In this article, the life and contributions of Carl Wernicke are summarised.
Carl Wernicke
© University of Groningen

In 1874 Carl Wernicke wrote a classical monography on aphasia: The symptom complex of aphasia: A psychological study on anatomical basis. He was the first to describe an aphasia syndrome in which the patient could not understand spoken language, although his hearing and intelligence were intact. The speech of these individuals was fluent, but with so many errors in the choice and order of the words that they became incomprehensible.

A post mortem examination of two of these patients revealed atrophy of the first and partially the second temporal gyrus of the left hemisphere and Wernicke coined this the ‘sensory speech centre’. Damage to this area resulted ‘sensory aphasia’; this is what we call ‘Wernicke aphasia’ nowadays. He contrasted this aphasia type with ‘motor aphasia’ as described by Paul Broca, in which the patient speaks little but understands what is said to him. Wernicke considered the left inferior frontal gyrus, that was discovered by Broca, as the store of motor programs of words, whereas the sound images of words are stored in the sensory language centre.

He assumed a connection between the two centers through the insula. Damage to this connection resulted, according to Wernicke, in a third form of aphasia, which he called ‘conduction aphasia’. A patient with conduction aphasia has no problems understanding language (the sensory language center is intact), speaks fluently (the motor images are not impaired), but produces sound errors (like the journalist in the clip).

Most important is the theory on speech processing that Wernicke developed to explain the language disorders he observed. This starts by retrieving the words (sound images of words) in the posterior language centre; these sound images are transported via the subcortical conduction track to the motor centre of speech where the associated articulation patterns (motor word images) are formed.

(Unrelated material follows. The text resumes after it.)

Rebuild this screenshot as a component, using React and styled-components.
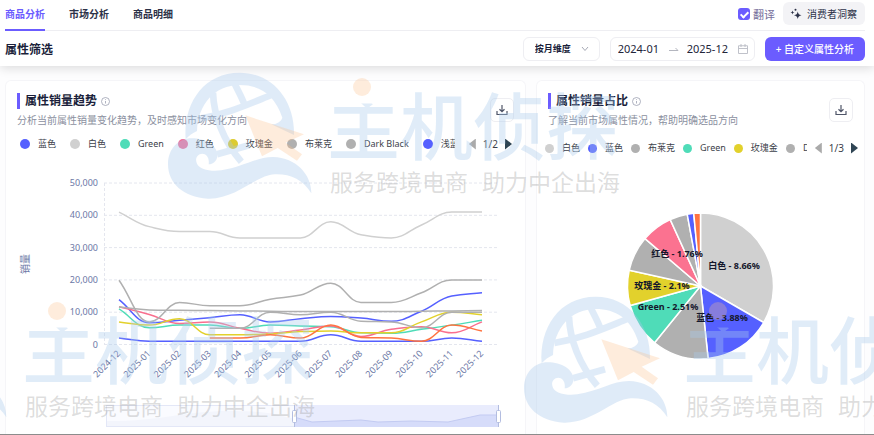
import * as React from 'react'
import styled, { createGlobalStyle, ThemeProvider } from 'styled-components'

const theme = {
  primary: '#6b5cff',
  ink: '#1b1f3b',
  muted: '#8b90a0',
  axis: '#6c78a6',
  line: '#eeeef2',
  font: '"Noto Sans", "Noto Sans CJK SC", sans-serif',
}

const GlobalStyle = createGlobalStyle`
  * {
    box-sizing: border-box;
  }
  body {
    margin: 0;
    background: #fdfdfe;
    color: ${theme.ink};
    font-family: ${theme.font};
    font-size: 10px;
  }
  button, input, select {
    font-family: inherit;
  }
  h1, h2, p, ul {
    margin: 0;
    padding: 0;
  }
`

const Page = styled.div`
  position: relative;
  display: flex;
  flex-direction: column;
  min-height: 100vh;
  overflow: hidden;
  border-bottom: 1px solid #8c8c8c;
`

const Header = styled.header`
  background: #fff;
  padding: 0 9px 0 5px;
  box-shadow: 0 2px 10px rgba(0, 0, 0, 0.14);
`

const TopBar = styled.div`
  display: flex;
  justify-content: space-between;
  height: 31px;
  border-bottom: 1px solid ${props => props.theme.line};
`

const Tabs = styled.nav`
  display: flex;
  gap: 24px;
`

const Tab = styled.a`
  height: 31px;
  line-height: 28px;
  font-size: 10px;
  font-weight: 700;
  text-decoration: none;
  color: ${props => (props.$active ? props.theme.primary : '#2c3148')};
  border-bottom: 2px solid
    ${props => (props.$active ? props.theme.primary : 'transparent')};
`

const Tools = styled.div`
  display: flex;
  align-items: center;
  gap: 8px;
  padding-bottom: 3px;
`

const CheckLabel = styled.label`
  display: flex;
  align-items: center;
  gap: 3px;
  font-size: 11px;
  color: #77709c;
`

const Check = styled.input`
  appearance: none;
  display: grid;
  place-items: center;
  width: 12px;
  height: 12px;
  margin: 0;
  border-radius: 3px;
  background: ${props => props.theme.primary};
  &:checked::after {
    content: '';
    width: 3px;
    height: 6px;
    border: solid #fff;
    border-width: 0 2px 2px 0;
    transform: rotate(45deg);
  }
`

const GhostButton = styled.button`
  display: flex;
  align-items: center;
  gap: 5px;
  height: 23px;
  padding: 0 8px 0 7px;
  border: 0;
  border-radius: 6px;
  background: #f3f3f6;
  color: #2c3148;
  font-size: 10px;
`

const FilterBar = styled.div`
  display: flex;
  align-items: center;
  gap: 10px;
  height: 35px;
`

const FilterTitle = styled.h1`
  flex: 1;
  font-size: 12px;
  font-weight: 700;
`

const Field = styled.div`
  display: flex;
  align-items: center;
  gap: 8px;
  height: 24px;
  border: 1px solid ${props => props.theme.line};
  border-radius: 6px;
  background: #fff;
`

const SelectField = styled(Field)`
  padding: 0 10px 0 11px;
`

const Select = styled.select`
  appearance: none;
  width: 38px;
  padding: 0;
  border: 0;
  background: transparent;
  color: ${props => props.theme.ink};
  font-size: 9px;
  font-weight: 700;
`

const RangeField = styled(Field)`
  padding: 0 6px 0 7px;
`

const DateInput = styled.input`
  width: 43px;
  padding: 0;
  border: 0;
  background: transparent;
  color: #22263a;
  font-size: 11px;
`

const PrimaryButton = styled.button`
  height: 24px;
  padding: 0 11px;
  border: 0;
  border-radius: 6px;
  background: ${props => props.theme.primary};
  color: #fff;
  font-size: 10px;
  font-weight: 500;
`

const Board = styled.main`
  flex: 1;
  display: grid;
  grid-template-columns: 521fr 329fr;
  gap: 10px;
  padding: 14px 9px 0 5px;
`

const Card = styled.section`
  min-width: 0;
  border: 1px solid #f5f5f8;
  border-bottom: 0;
  border-radius: 6px 6px 0 0;
  background: #fff;
`

const CardHead = styled.div`
  display: flex;
  justify-content: space-between;
  align-items: flex-start;
  padding: 12px 11px 0;
`

const CardTitle = styled.h2`
  display: flex;
  align-items: center;
  gap: 4px;
  height: 16px;
  padding-left: 5px;
  border-left: 3px solid ${props => props.theme.primary};
  font-size: 12px;
  font-weight: 700;
  line-height: 16px;
`

const CardNote = styled.p`
  color: ${props => props.theme.muted};
  font-size: 10px;
  line-height: 22px;
`

const IconButton = styled.button`
  display: grid;
  place-items: center;
  width: 24px;
  height: 24px;
  margin-top: 5px;
  padding: 0;
  border: 1px solid ${props => props.theme.line};
  border-radius: 5px;
  background: #fff;
  color: #4f5568;
`

const LegendBar = styled.div`
  display: flex;
  align-items: center;
  gap: ${props => (props.$dense ? '8px' : '14px')};
  height: ${props => (props.$dense ? '34px' : '26px')};
  padding: ${props => (props.$dense ? '0 6px 0 8px' : '0 13px 0 14px')};
`

const LegendList = styled.ul`
  display: flex;
  flex: 1;
  gap: ${props => (props.$dense ? '8px' : '14px')};
  min-width: 0;
  overflow: hidden;
  list-style: none;
`

const LegendItem = styled.li`
  display: flex;
  flex: none;
  align-items: center;
  gap: 8px;
  color: #3c3f4a;
  font-size: 9px;
  line-height: 14px;
  &::before {
    content: '';
    width: ${props => (props.$dense ? '9px' : '10px')};
    height: ${props => (props.$dense ? '9px' : '10px')};
    border-radius: 50%;
    background: ${props => props.$color};
  }
`

const Pager = styled.div`
  display: flex;
  align-items: center;
  gap: 7px;
  color: #3c3f4a;
  font-size: 10px;
`

const PagerButton = styled.button`
  width: 7px;
  height: 11px;
  padding: 0;
  border: 0;
  background: ${props => (props.disabled ? '#aaaaaa' : '#2f4554')};
  clip-path: ${props =>
    props.$back
      ? 'polygon(100% 0, 100% 100%, 0 50%)'
      : 'polygon(0 0, 100% 50%, 0 100%)'};
`

const Chart = styled.svg`
  display: block;
  width: 100%;
  height: auto;
  font-family: ${props => props.theme.font};
`

const WatermarkLayer = styled.div`
  position: absolute;
  inset: 0;
  overflow: hidden;
  pointer-events: none;
`

const Mark = styled.div`
  position: absolute;
  left: ${props => props.$x}px;
  top: ${props => props.$y}px;
  display: flex;
  gap: 14px;
`

const MarkText = styled.div`
  position: relative;
  padding-top: 18px;
  white-space: nowrap;
`

const MarkDot = styled.i`
  position: absolute;
  left: 26px;
  top: 7px;
  width: 18px;
  height: 18px;
  border-radius: 50%;
  background: rgba(251, 191, 138, 0.3);
`

const MarkName = styled.div`
  display: flex;
  color: rgba(169, 201, 236, 0.36);
  font-size: 73px;
  font-weight: 500;
  line-height: 73px;
  span:first-child {
    clip-path: inset(20% 0 0 0);
  }
`

const MarkSlogan = styled.div`
  display: flex;
  gap: 14px;
  padding: 8px 0 0 3px;
  color: rgba(150, 150, 150, 0.32);
  font-size: 23px;
  line-height: 24px;
`

const lineSeries = [
  { color: '#d0d0d0', data: [41000, 36500, 35000, 35000, 33000, 33000, 33000, 38000, 34000, 33000, 37000, 41000, 41000] },
  { color: '#4fdcb8', data: [11000, 5200, 6000, 6000, 5000, 6000, 5700, 5500, 3600, 3500, 4700, 6000, 7500] },
  { color: '#5560ff', data: [13900, 6700, 7500, 8300, 9200, 7000, 8000, 8700, 8200, 7200, 10300, 15000, 16000] },
  { color: '#f96f8e', data: [11700, 9300, 6500, 7000, 5000, 3500, 4500, 5700, 2500, 4700, 5500, 3600, 7000] },
  { color: '#e2d12c', data: [7000, 6000, 8000, 3000, 3000, 3300, 4000, 4200, 3600, 3600, 7000, 10000, 9200] },
  { color: '#b0b0b0', data: [19900, 7000, 13000, 12000, 12000, 14000, 15300, 19000, 13000, 13000, 16000, 20000, 20000] },
  { color: '#b0b0b0', data: [11600, 10700, 10600, 10500, 10400, 10300, 10200, 10200, 10200, 10200, 10300, 10400, 10500] },
  { color: '#b0b0b0', from: 3, data: [5000, 5000, 10000, 9200, 10000, 7200, 7000, 5200, 10000, 10000] },
  { color: '#5560ff', data: [2000, 1000, 1000, 1000, 1000, 1000, 1000, 3000, 1000, 1000, 1000, 2000, 1000] },
  { color: '#ff7340', from: 3, data: [2000, 2000, 3000, 2000, 6000, 2200, 2000, 1000, 6000, 4200] },
]

const months = [
  '2024-12', '2025-01', '2025-02', '2025-03', '2025-04', '2025-05', '2025-06',
  '2025-07', '2025-08', '2025-09', '2025-10', '2025-11', '2025-12',
]

const lineLegend = [
  ['蓝色', '#5560ff'],
  ['白色', '#d0d0d0'],
  ['Green', '#4fdcb8'],
  ['红色', '#f0709a'],
  ['玫瑰金', '#dccb30'],
  ['布莱克', '#b0b0b0'],
  ['Dark Black', '#b0b0b0'],
  ['浅蓝', '#5560ff'],
]

const pieLegend = [
  ['白色', '#d0d0d0'],
  ['蓝色', '#5560ff'],
  ['布莱克', '#b0b0b0'],
  ['Green', '#4fdcb8'],
  ['玫瑰金', '#e2d12c'],
  ['Dark Black', '#b0b0b0'],
]

// end angle of each slice, clockwise from the top
const slices = [
  [120, '#d0d0d0'],
  [174, '#5560ff'],
  [219, '#b0b0b0'],
  [254.5, '#4fdcb8'],
  [282.5, '#e2d12c'],
  [310.5, '#b0b0b0'],
  [335.5, '#fb7290'],
  [349.5, '#b0b0b0'],
  [354.7, '#5560ff'],
  [360, '#ff7340'],
]

const pieLabels = [
  ['白色 - 8.66%', 197, 106],
  ['红色 - 1.76%', 140, 94],
  ['玫瑰金 - 2.1%', 125, 126],
  ['Green - 2.51%', 131, 147],
  ['蓝色 - 3.88%', 185, 158],
]

const xAt = i => 113 + i * 30.25
const yAt = v => 189.5 - (v / 10000) * 32.3

// monotone cubic through the points
const smoothPath = pts => {
  const slope = pts.slice(1).map((p, i) => (p[1] - pts[i][1]) / (p[0] - pts[i][0]))
  const tangent = pts.map((p, i) => {
    if (i === 0) return slope[0]
    if (i === pts.length - 1) return slope[i - 1]
    const a = slope[i - 1]
    const b = slope[i]
    return a * b <= 0 ? 0 : (2 * a * b) / (a + b)
  })
  return pts.reduce((d, [x, y], i) => {
    if (i === 0) return `M${x} ${y}`
    const [px, py] = pts[i - 1]
    const h = (x - px) / 2.4
    return `${d}C${px + h} ${py + tangent[i - 1] * h} ${x - h} ${y - tangent[i] * h} ${x} ${y}`
  }, '')
}

const slicePath = (from, to, cx, cy, r) => {
  const point = deg => {
    const rad = (deg * Math.PI) / 180
    return `${cx + r * Math.sin(rad)} ${cy - r * Math.cos(rad)}`
  }
  return `M${cx} ${cy}L${point(from)}A${r} ${r} 0 0 1 ${point(to)}Z`
}

const InfoIcon = () => (
  <svg width="9" height="9" viewBox="0 0 18 18" fill="none" stroke="#9a9eb0" strokeWidth="1.6">
    <circle cx="9" cy="9" r="8" />
    <path d="M9 8v5M9 4.5v1.6" />
  </svg>
)

const DownloadIcon = () => (
  <svg width="12" height="12" viewBox="0 0 24 24" fill="none" stroke="currentColor" strokeWidth="2.4">
    <path d="M12 2v13M7 10.5l5 5 5-5M2 14v7h20v-7" />
  </svg>
)

const SparkIcon = () => (
  <svg width="12" height="12" viewBox="0 0 24 24" fill="#2c3148">
    <path d="M15.5 7c1 5 2.500 6.500 7.500 7.500-5 1-6.500 2.500-7.500 7.500-1-5-2.500-6.500-7.500-7.500 5-1 6.500-2.500 7.500-7.500Z" />
    <path d="M5 5c.6 2.800 1.200 3.400 4 4-2.800.6-3.400 1.200-4 4-.6-2.800-1.200-3.400-4-4 2.800-.6 3.400-1.200 4-4Z" />
    <circle cx="11" cy="3.5" r="2" />
  </svg>
)

const ChevronIcon = () => (
  <svg width="8" height="6" viewBox="0 0 8 6" fill="none" stroke="#a6a9b5">
    <path d="M1 1l3 3.500L7 1" />
  </svg>
)

const ArrowIcon = () => (
  <svg width="10" height="6" viewBox="0 0 10 6" fill="none" stroke="#b4b6bf">
    <path d="M0 4.500h9L6.500 2" />
  </svg>
)

const CalendarIcon = () => (
  <svg width="10" height="10" viewBox="0 0 20 20" fill="none" stroke="#b9bbc4" strokeWidth="1.8">
    <path d="M1 3.500h18V19H1zM1 9h18M6 0v6M14 0v6" />
  </svg>
)

const Emblem = () => (
  <svg width="146" height="130" viewBox="22 20 438 390">
    <g opacity="0.36" fill="none" stroke="#a9c9ec" strokeWidth="20">
      <path
        fill="#a9c9ec"
        stroke="none"
        d="M78 225C70 120 130 25 240 25C340 25 406 110 403 212L335 180C352 180 364 172 368 160C345 90 300 62 240 62C165 62 115 120 112 200C98 206 88 214 78 225Z"
      />
      <path d="M160 85C162 150 190 230 245 292M116 164C200 150 265 120 335 92M225 58C235 80 245 96 254 120M172 270L268 243" />
      <path
        fill="#a9c9ec"
        stroke="none"
        d="M25 300C25 250 60 222 95 222C140 222 175 245 173 275C172 290 160 300 147 300C150 280 140 268 128 268C112 268 105 285 112 298C120 315 150 322 185 318C250 308 290 278 340 278C410 280 455 330 455 387C430 345 390 328 345 330C290 332 230 405 145 403C70 400 25 355 25 300Z"
      />
    </g>
    <path
      fill="#fbbf8a"
      opacity="0.3"
      d="M257 153L433 210L378 235L427 270L412 289L354 251L307 276Z"
    />
  </svg>
)

const Watermark = ({ x, y }) => (
  <Mark $x={x} $y={y}>
    <Emblem />
    <MarkText>
      <MarkDot />
      <MarkName>
        <span>主</span>
        <span>机侦探</span>
      </MarkName>
      <MarkSlogan>
        <span>服务跨境电商</span>
        <span>助力中企出海</span>
      </MarkSlogan>
    </MarkText>
  </Mark>
)

const Legend = ({ items, dense, pages }) => (
  <LegendBar $dense={dense}>
    <LegendList $dense={dense}>
      {items.map(([name, color]) => (
        <LegendItem key={name} $color={color} $dense={dense}>
          {name}
        </LegendItem>
      ))}
    </LegendList>
    <Pager>
      <PagerButton $back disabled aria-label="上一页" />
      <span>{pages}</span>
      <PagerButton aria-label="下一页" />
    </Pager>
  </LegendBar>
)

const CardHeader = ({ title, note }) => (
  <CardHead>
    <div>
      <CardTitle>
        {title}
        <InfoIcon />
      </CardTitle>
      <CardNote>{note}</CardNote>
    </div>
    <IconButton aria-label="下载">
      <DownloadIcon />
    </IconButton>
  </CardHead>
)

const TrendChart = () => (
  <Chart viewBox="0 2 519 276">
    <g stroke="#e4e6ee" strokeDasharray="3 2">
      {[0, 10000, 20000, 30000, 40000, 50000].map(v => (
        <line key={v} x1="98" x2="493" y1={yAt(v)} y2={yAt(v)} />
      ))}
      <line x1="98.5" x2="98.5" y1={yAt(50000)} y2={yAt(0)} />
    </g>
    <g fill={theme.axis} fontSize="9">
      {[0, 10000, 20000, 30000, 40000, 50000].map(v => (
        <text key={v} x="92" y={yAt(v) + 3} textAnchor="end">
          {v.toLocaleString('en-US')}
        </text>
      ))}
      {months.map((m, i) => (
        <text
          key={m}
          textAnchor="end"
          transform={`translate(${xAt(i) + 2} 199) rotate(-45)`}
        >
          {m}
        </text>
      ))}
      <text fontSize="10" textAnchor="middle" transform="translate(23 109) rotate(-90)">
        销量
      </text>
    </g>
    <g fill="none" strokeWidth="1.5">
      {lineSeries.map((s, n) => (
        <path
          key={n}
          stroke={s.color}
          d={smoothPath(s.data.map((v, i) => [xAt(i + (s.from || 0)), yAt(v)]))}
        />
      ))}
    </g>
    <rect x="100.5" y="250.5" width="392" height="21" fill="#fafbff" stroke="#e3e7f7" />
    <path d="M101 266C160 266 180 255 230 256S270 262 288 263V271H101Z" fill="#f3f5fc" />
    <rect x="288" y="250" width="205" height="22" fill="#e9ecfd" />
    <path
      d="M288 262L306 267L355 265L372 267L405 266L442 267L474 260H493V272H288Z"
      fill="#d6dcfa"
    />
    <path d="M288 262L306 267L355 265L372 267L405 266L442 267L474 260H493" fill="none" stroke="#c3cbf2" />
    <g fill="#fff" stroke="#b3bde0">
      <path d="M288.500 250v22M492.500 250v22" />
      <rect x="286.5" y="255.5" width="4" height="12" rx="1" />
      <rect x="490.5" y="255.5" width="4" height="12" rx="1" />
    </g>
  </Chart>
)

const ShareChart = () => (
  <Chart viewBox="0 2 327 266">
    <g stroke="#fff" strokeWidth="1.5">
      {slices.map(([end, color], i) => (
        <path
          key={end}
          fill={color}
          d={slicePath(i ? slices[i - 1][0] : 0, end, 163.5, 123, 73)}
        />
      ))}
    </g>
    <g fill="#14172b" fontSize="9" fontWeight="700" textAnchor="middle">
      {pieLabels.map(([label, x, y]) => (
        <text key={label} x={x} y={y}>
          {label}
        </text>
      ))}
    </g>
  </Chart>
)

const App = () => (
  <ThemeProvider theme={theme}>
    <GlobalStyle />
    <Page>
      <Header>
        <TopBar>
          <Tabs>
            <Tab href="#product" $active>商品分析</Tab>
            <Tab href="#market">市场分析</Tab>
            <Tab href="#detail">商品明细</Tab>
          </Tabs>
          <Tools>
            <CheckLabel>
              <Check type="checkbox" defaultChecked />
              翻译
            </CheckLabel>
            <GhostButton>
              <SparkIcon />
              消费者洞察
            </GhostButton>
          </Tools>
        </TopBar>
        <FilterBar>
          <FilterTitle>属性筛选</FilterTitle>
          <SelectField>
            <Select aria-label="维度">
              <option>按月维度</option>
            </Select>
            <ChevronIcon />
          </SelectField>
          <RangeField>
            <DateInput aria-label="开始月份" defaultValue="2024-01" />
            <ArrowIcon />
            <DateInput aria-label="结束月份" defaultValue="2025-12" />
            <CalendarIcon />
          </RangeField>
          <PrimaryButton>+ 自定义属性分析</PrimaryButton>
        </FilterBar>
      </Header>
      <Board>
        <Card>
          <CardHeader
            title="属性销量趋势"
            note="分析当前属性销量变化趋势，及时感知市场变化方向"
          />
          <Legend items={lineLegend} pages="1/2" />
          <TrendChart />
        </Card>
        <Card>
          <CardHeader
            title="属性销量占比"
            note="了解当前市场属性情况，帮助明确选品方向"
          />
          <Legend items={pieLegend} pages="1/3" dense />
          <ShareChart />
        </Card>
      </Board>
      <WatermarkLayer>
        <Watermark x={167} y={71} />
        <Watermark x={-138} y={295} />
        <Watermark x={523} y={295} />
      </WatermarkLayer>
    </Page>
  </ThemeProvider>
)

export default App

Wernicke’s theory laid the foundation for the so-called ‘associationist school’ whose followers developed complex diagrams in which they assumed separate centres for speech, understanding spoken language, reading and writing that were all connected. Ludwig Lichtheim (1845-1928) was the most influential one at his time. In 1960-1970 there was a revival of this doctrine that resulted in the famous Wernicke-Lichtheim-Geschwind model. Models like this are still used.